Waller, in the profusion of poetical decoration, makes Henrietta so beautiful, that her beauty would affect every lover “more than his private loves.” She was “the whole world’s mistress.” A portrait in crayons of Henrietta at Hampton-court sadly reduces all his poetry, for the miraculous was only in the fancy of the court-poet. But there may be some truth in what he says of the eyes of Henrietta:–

Such eyes as yours, on Jove himself, had thrown
As bright and fierce a lightning as his own.

And in another poem there is one characteristic line:–
—- such radiant eyes,
Such lovely motion, and such sharp replies.

In a MS. letter of the times, the writer describes the queen as “nimble and quick, black-eyed, brown-haired, and a brave lady.”[203] In the MS. journal of Sir Symonds D’Ewes, who saw the queen on her first arrival in London, cold and puritanic as was that antiquary, he notices with some warmth “the features of her face, which were much enlivened by her radiant and sparkling black eye.”[204] She appears to have possessed French vivacity both in her manners and her conversation: in the history of a queen, an accurate conception of her person enters for something.

Her talents were not of that order which could influence the revolutions of a people. Her natural dispositions might have allowed her to become a politician of the toilet, and she might have practised those slighter artifices, which may be considered as so many political coquetries. But Machiavelian principles, and involved intrigues, of which she has been so freely accused, could never have entered into her character. At first she tried all the fertile inventions of a woman to persuade the king that she was his humblest creature, and the good people of England that she was quite in love with them. Now that we know that no female was ever more deeply tainted with Catholic bigotry, and that, haughty as she was, this princess suffered the most insulting superstitions, inflicted as penances by her priests, for this very marriage with a Protestant prince, the following new facts relating to her first arrival in England curiously contrast with the mortified feelings she must have endured by the violent suppression of her real ones.

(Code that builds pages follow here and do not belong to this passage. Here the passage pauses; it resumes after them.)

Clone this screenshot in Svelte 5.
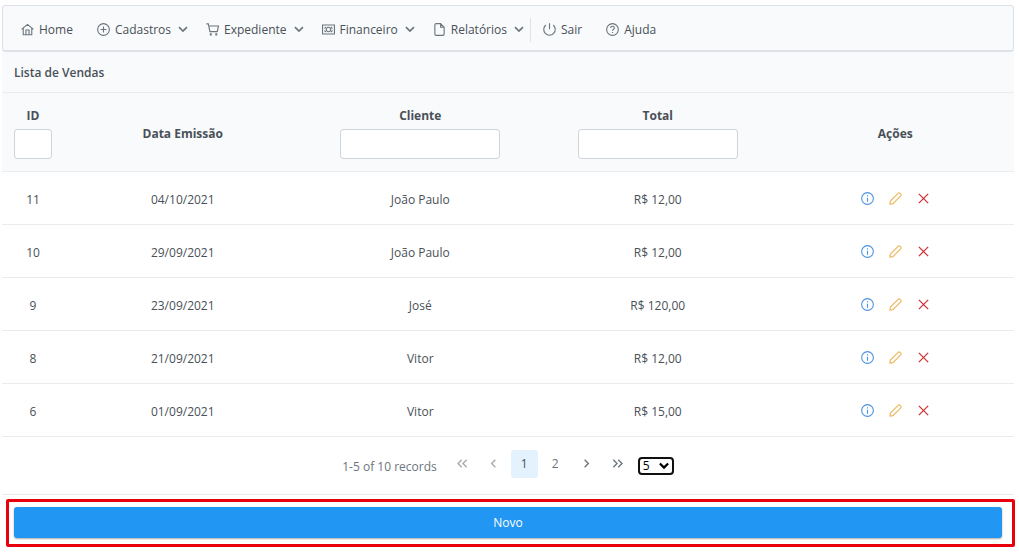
<script>
  const menu = [
    { label: 'Home', icon: 'home' },
    { label: 'Cadastros', icon: 'plus', sub: true },
    { label: 'Expediente', icon: 'cart', sub: true },
    { label: 'Financeiro', icon: 'money', sub: true },
    { label: 'Relatórios', icon: 'file', sub: true },
    { label: 'Sair', icon: 'power', divider: true },
    { label: 'Ajuda', icon: 'help' }
  ];
  const sales = [
    { id: 11, date: '04/10/2021', client: 'João Paulo', total: 'R$ 12,00' },
    { id: 10, date: '29/09/2021', client: 'João Paulo', total: 'R$ 12,00' },
    { id: 9, date: '23/09/2021', client: 'José', total: 'R$ 120,00' },
    { id: 8, date: '21/09/2021', client: 'Vitor', total: 'R$ 12,00' },
    { id: 6, date: '01/09/2021', client: 'Vitor', total: 'R$ 15,00' }
  ];
  const paths = {
    home: 'M.6 6.900 7 1.500l6.400 5.400M2.400 5.600v7h9.200v-7M5.300 12.400V7.500h3.400v4.900',
    plus: 'M7 .7a6.300 6.300 0 1 0 0 12.600A6.300 6.300 0 0 0 7 .7ZM7 3.800v6.400M3.800 7h6.400',
    cart: 'M.4 1h2.100l1.700 8.300h7.900l1.400-6.100H3M4.700 11.600h.9v1.300h-.9zM10.600 11.600h.9v1.300h-.9z',
    money: 'M.6 2.200h12.800v9.600H.6zM7 4.600a2.400 2.400 0 1 0 0 4.800 2.400 2.400 0 0 0 0-4.800ZM2.400 5.600c1 0 1.600-.6 1.600-1.600M11.600 5.600c-1 0-1.600-.6-1.600-1.600M2.400 8.400c1 0 1.600.6 1.600 1.600M11.600 8.400c-1 0-1.600.6-1.600 1.600',
    file: 'M8.200.7H3.400c-.8 0-1.400.6-1.400 1.400v9.800c0 .8.6 1.400 1.400 1.400h7.200c.8 0 1.400-.6 1.400-1.400V4.600L8.200.7v3.900H12',
    power: 'M7 .4v6.400M3 2.200a6.200 6.200 0 1 0 8 0',
    help: 'M7 .7a6.300 6.300 0 1 0 0 12.600A6.300 6.300 0 0 0 7 .7ZM5 5.400c0-1.200.9-1.900 2-1.900s2 .7 2 1.800C9 6.700 7 6.800 7 8.300M7 9.600v1.200',
    info: 'M7 .7a6.300 6.300 0 1 0 0 12.600A6.300 6.300 0 0 0 7 .7ZM7 6.300v4.200M7 3.600v1.200',
    pencil: 'M1 13l.5-3.300L9.800 1.400c.6-.6 1.500-.6 2.100 0l.7.7c.6.6.6 1.500 0 2.100L4.300 12.500z',
    times: 'M2 2l10 10M12 2 2 12',
    down: 'M2.200 4.600 7 9.400l4.800-4.800',
    caret: 'M3.200 4.400 7.500 8.600l4.300-4.200',
    left: 'M9 3 5 7l4 4',
    right: 'M5 3l4 4-4 4',
    first: 'M6.200 3l-4 4 4 4M11.500 3l-4 4 4 4',
    last: 'M7.800 3l4 4-4 4M2.500 3l4 4-4 4'
  };
  let page = $state(1);
  let size = $state('5');
</script>

{#snippet icon(name)}
  <svg class="icon {name}" viewBox="0 0 14 14" aria-hidden="true"><path d={paths[name]} /></svg>
{/snippet}

<div class="page">
  <nav class="menubar">
    {#each menu as item}
      <a href="#{item.icon}" class:sub={item.sub} class:divider={item.divider}>
        {@render icon(item.icon)}
        <span>{item.label}</span>
        {#if item.sub}{@render icon('caret')}{/if}
      </a>
    {/each}
  </nav>

  <main>
    <h1>Lista de Vendas</h1>
    <table>
      <thead>
        <tr>
          <th class="id"><label for="f-id">ID</label><input id="f-id" type="text" /></th>
          <th class="plain">Data Emissão</th>
          <th><label for="f-client">Cliente</label><input id="f-client" type="text" /></th>
          <th><label for="f-total">Total</label><input id="f-total" type="text" /></th>
          <th class="plain">Ações</th>
        </tr>
      </thead>
      <tbody>
        {#each sales as sale}
          <tr>
            <td>{sale.id}</td>
            <td>{sale.date}</td>
            <td>{sale.client}</td>
            <td>{sale.total}</td>
            <td class="tools">
              <div class="actions">
                <button class="blue" aria-label="Detalhes">{@render icon('info')}</button>
                <button class="amber" aria-label="Editar">{@render icon('pencil')}</button>
                <button class="red" aria-label="Excluir">{@render icon('times')}</button>
              </div>
            </td>
          </tr>
        {/each}
      </tbody>
    </table>

    <div class="paginator">
      <span class="records">1-5 of 10 records</span>
      <div class="pages">
        <button disabled aria-label="Primeira">{@render icon('first')}</button>
        <button disabled aria-label="Anterior">{@render icon('left')}</button>
        <button class:current={page === 1} onclick={() => (page = 1)}>1</button>
        <button class:current={page === 2} onclick={() => (page = 2)}>2</button>
        <button aria-label="Próxima">{@render icon('right')}</button>
        <button aria-label="Última">{@render icon('last')}</button>
      </div>
      <div class="size">
        <select bind:value={size} aria-label="Linhas por página">
          <option>5</option>
          <option>10</option>
        </select>
        {@render icon('down')}
      </div>
    </div>
    <div class="highlight"><button class="new">Novo</button></div>
  </main>
</div>

<style>
  :global(body) {
    background: #fff;
  }
  .page {
    box-sizing: border-box;
    padding: 5px 5px 5px 2px;
    font: 12px/18px 'Open Sans', 'Noto Sans', sans-serif;
    color: #495057;
  }
  button,
  input,
  select,
  th,
  td {
    box-sizing: border-box;
    font: inherit;
    color: inherit;
  }
  button {
    display: flex;
    align-items: center;
    justify-content: center;
    border: 0;
    padding: 0;
    background: none;
    cursor: pointer;
  }
  .icon {
    width: 13px;
    height: 13px;
    flex: none;
    fill: none;
    stroke: currentColor;
    stroke-width: 1.2;
  }
  .menubar {
    display: flex;
    align-items: center;
    height: 41px;
    padding: 3px 6px 0;
    background: #f8fafc;
    border: 1px solid #dee2e6;
    border-bottom-width: 2px;
    border-radius: 3px;
  }
  .menubar a {
    display: flex;
    align-items: center;
    gap: 5px;
    height: 24px;
    padding: 0 12px;
    color: #495057;
    text-decoration: none;
  }
  .menubar a.sub {
    padding-right: 5px;
  }
  .menubar a.divider {
    border-left: 1px solid #dee2e6;
  }
  .menubar .icon {
    color: #6c757d;
  }
  .caret {
    stroke-width: 1.8;
  }
  h1 {
    margin: 0;
    padding: 12px 12px 10px;
    font-size: 12px;
    font-weight: 600;
    background: #f8fafc;
    border-bottom: 1px solid #e9ecef;
  }
  table {
    width: 100%;
    table-layout: fixed;
    border-collapse: separate;
    border-spacing: 0;
    text-align: center;
  }
  th {
    height: 79px;
    padding: 1px 12px 0;
    background: #f8fafc;
    font-weight: 700;
    border-bottom: 1px solid #e9ecef;
  }
  th.plain {
    padding-top: 3px;
  }
  th.id {
    width: 62px;
  }
  th label {
    display: block;
    margin-bottom: 4px;
  }
  th input {
    display: block;
    width: 100%;
    max-width: 160px;
    height: 30px;
    margin: 0 auto;
    padding: 4px 6px;
    background: #fff;
    border: 1px solid #ced4da;
    border-radius: 3px;
  }
  td {
    height: 53px;
    padding: 3px 0 0;
    border-bottom: 1px solid #e9ecef;
  }
  td.tools {
    padding: 0;
  }
  .actions {
    display: flex;
    justify-content: center;
    gap: 15px;
  }
  .blue {
    color: #4b93e0;
  }
  .amber {
    color: #edb65c;
  }
  .red {
    color: #cf3339;
  }
  .times {
    stroke-width: 1.4;
  }
  .paginator {
    display: flex;
    align-items: center;
    justify-content: center;
    height: 57px;
    color: #6c757d;
    border-bottom: 1px solid #e9ecef;
  }
  .records {
    padding-top: 2px;
  }
  .pages {
    display: flex;
    gap: 4px;
    margin: 0 7px 4px 12px;
  }
  .pages button {
    width: 27px;
    height: 28px;
    border-radius: 3px;
  }
  .pages button:disabled {
    opacity: 0.6;
  }
  .pages .icon {
    stroke-width: 1.5;
  }
  .pages .current {
    background: #e3f2fd;
    color: #495057;
  }
  .size {
    display: grid;
    align-items: center;
    color: #000;
  }
  .size select,
  .size .icon {
    grid-area: 1 / 1;
  }
  .size select {
    appearance: none;
    width: 36px;
    height: 18px;
    padding: 0 3px;
    line-height: 14px;
    background: #fff;
    border: 2px solid #101010;
    border-radius: 4px;
  }
  .size .icon {
    justify-self: end;
    width: 12px;
    margin-right: 4px;
    stroke-width: 2.6;
    pointer-events: none;
  }
  .highlight {
    margin: 4px -1px 0 4px;
    padding: 5px 10px 6px 5px;
    border: 3px solid #e8000d;
    border-radius: 2px;
  }
  .new {
    width: 100%;
    height: 31px;
    color: #fff;
    background: #2196f3;
    border-radius: 3px;
    box-shadow: 0 1px 2px #00000055;
  }
</style>
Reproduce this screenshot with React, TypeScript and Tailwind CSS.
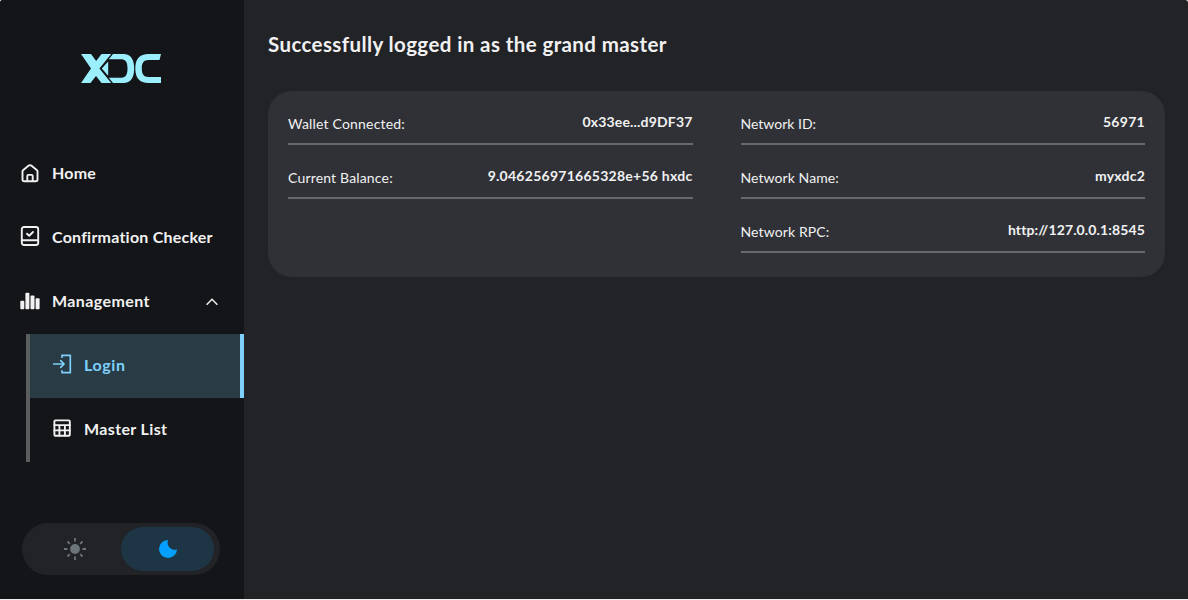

We must first bring forward a remarkable and unnoticed document in the Embassies of Marshal Bassompierre.[205] It is nothing less than a most solemn obligation contracted with the Pope and her brother the King of France, to educate her children as Catholics, and only to choose Catholics to attend them. Had this been known either to Charles or to the English nation, Henrietta could never have been permitted to ascend the English throne. The fate of both her sons shows how faithfully she performed this treasonable contract. This piece of secret history opens the concealed cause of those deep impressions of that faith which both monarchs sucked in with their milk; that triumph of the cradle over the grave which most men experience; Charles the Second died a Catholic, James the Second lived as one.